Jacobsen asserts he acquired the property subject to the injunction on September 27, 2023— i.e., nearly 14 years after the judgment was entered. Jacobsen filed this motion on February 9, 2026, and this court first heard the motion on April 30, 2026. At that time the court continued the hearing to the present date because Jacobsen failed to provide copies of any of the title documents he referred to in his motion as establishing his right to and the basis to intervene.
The court also noted the motion raised a number of issues including, the timeliness of the motion, whether the injunction was recorded against the property so as to provide constructive notice, how and when Jacobsen learned about the injunction, did he purchase the property subject to the injunction, what are the governing standards for intervening 16 years after the judgment was entered, can Jacobson intervene when he had no interest in the property at the time the judgment was entered, and is a collateral attack the appropriate means to assert Jacobsen’s challenges. The court continued the hearing to today’s date to allow Jacobsen to address these and other issues. (See April 9, 2026 Minute Order.)
Jacobsen has provided copies of many of the title documents relating to the property, but he largely has left unaddressed many of the questions the court raised relating to the timeliness and appropriateness of intervention at this point. In terms of his knowledge of the injunction, Jacobson’s supplemental declaration states, in considered using the property as an AirBnB in 2025 he discovered through his counsel the injunction/judgment at issue. He does not provide any more specifics about his discovery of the injunction/judgment, but does state he and his counsel met with the City of Orange on June 23, 2025, to discuss the issue.
Jacobsen has failed to show his intervention is timely or appropriate. Again, he seeks to challenge a 16-year-old judgment. This case has long been over. He fails to answer the court’s questions regarding whether there was constructive notice of the injunction/judgment through any recording. Rather, he merely vaguely says he learned of the injunction/judgment through counsel nearly two years after he acquired the property. No more specifics are provided.
Jacobsen provides no authority to support his intervention other than his citation to section 387. Again, we have a 16- year-old judgment that was entered years before Jacobsen acquired any interest in the property and no justification for this timing is provided.
Moreover, Jacobsen seeks to intervene to file a complaint in intervention asserting claims for (1) quiet title, (2) declaratory relief, (3) revocation of order, and (4) injunctive relief. Filing a complaint in intervention would actually align Jacobsen with the City, who is the actual plaintiff in this case. What Jacobsen is actually seeking to do is to assert new affirmative claims challenging the judgment in this case, which has been resolved for a considerable period of time. He is not seeking to defend against the nuisance claims the City alleged in its complaint. Rather, he is seeking to challenge the authority of the original defendants to stipulate to the judgment and bind future owners of the property.

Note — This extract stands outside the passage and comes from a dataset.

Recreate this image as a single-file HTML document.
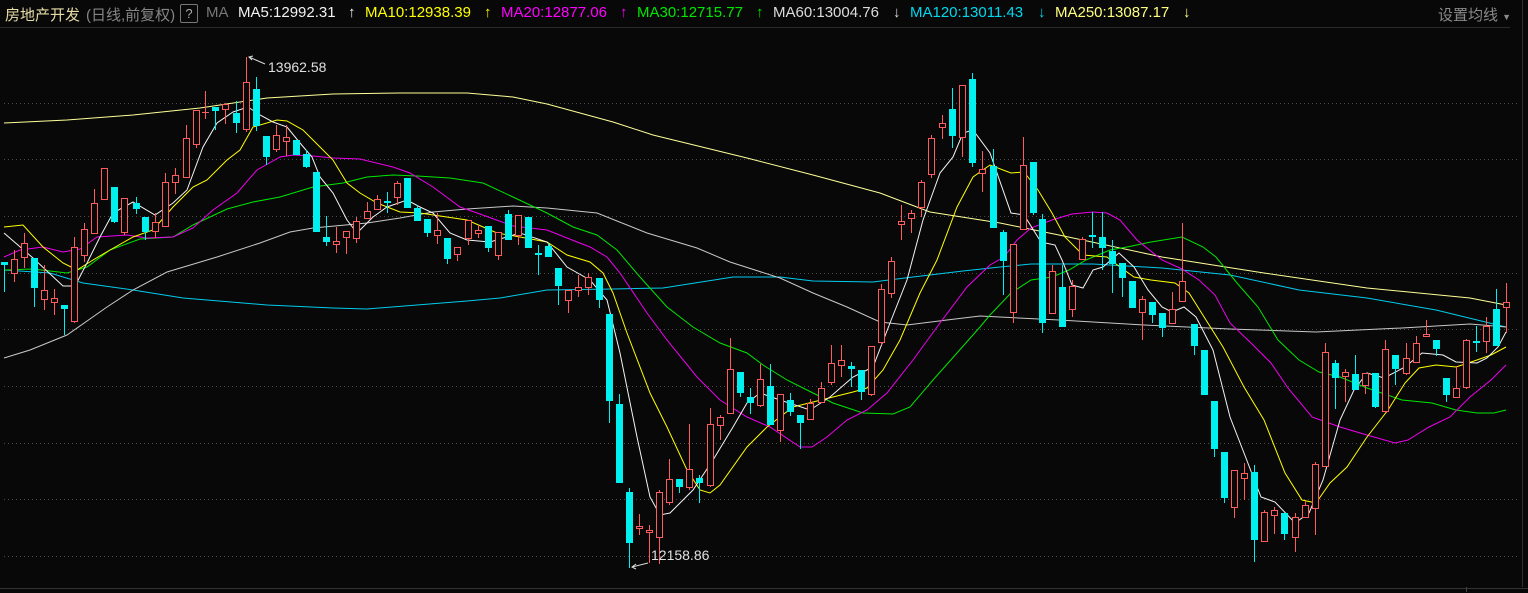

What Jacobsen has identified is a new and separate dispute between he and the City as to the enforceability of the injunction/judgment. He is not seeking to litigate the nuisance claims asserted in this case, which the parties long ago resolved through their settlement. Rather, he is seeking to challenge the binding nature of the agreement between the City and the original defendants. This is a collateral attack on that judgment and agreement that is more appropriately asserted in a new case between the City and Jacobsen that is focused on the new issues and claims Jacobsen seeks to assert.
He has failed to show his right to intervene or the appropriateness of reopening this case to resolve separate issues. Based on the foregoing, the motion is DENIED. The clerk is directed to give notice of this ruling.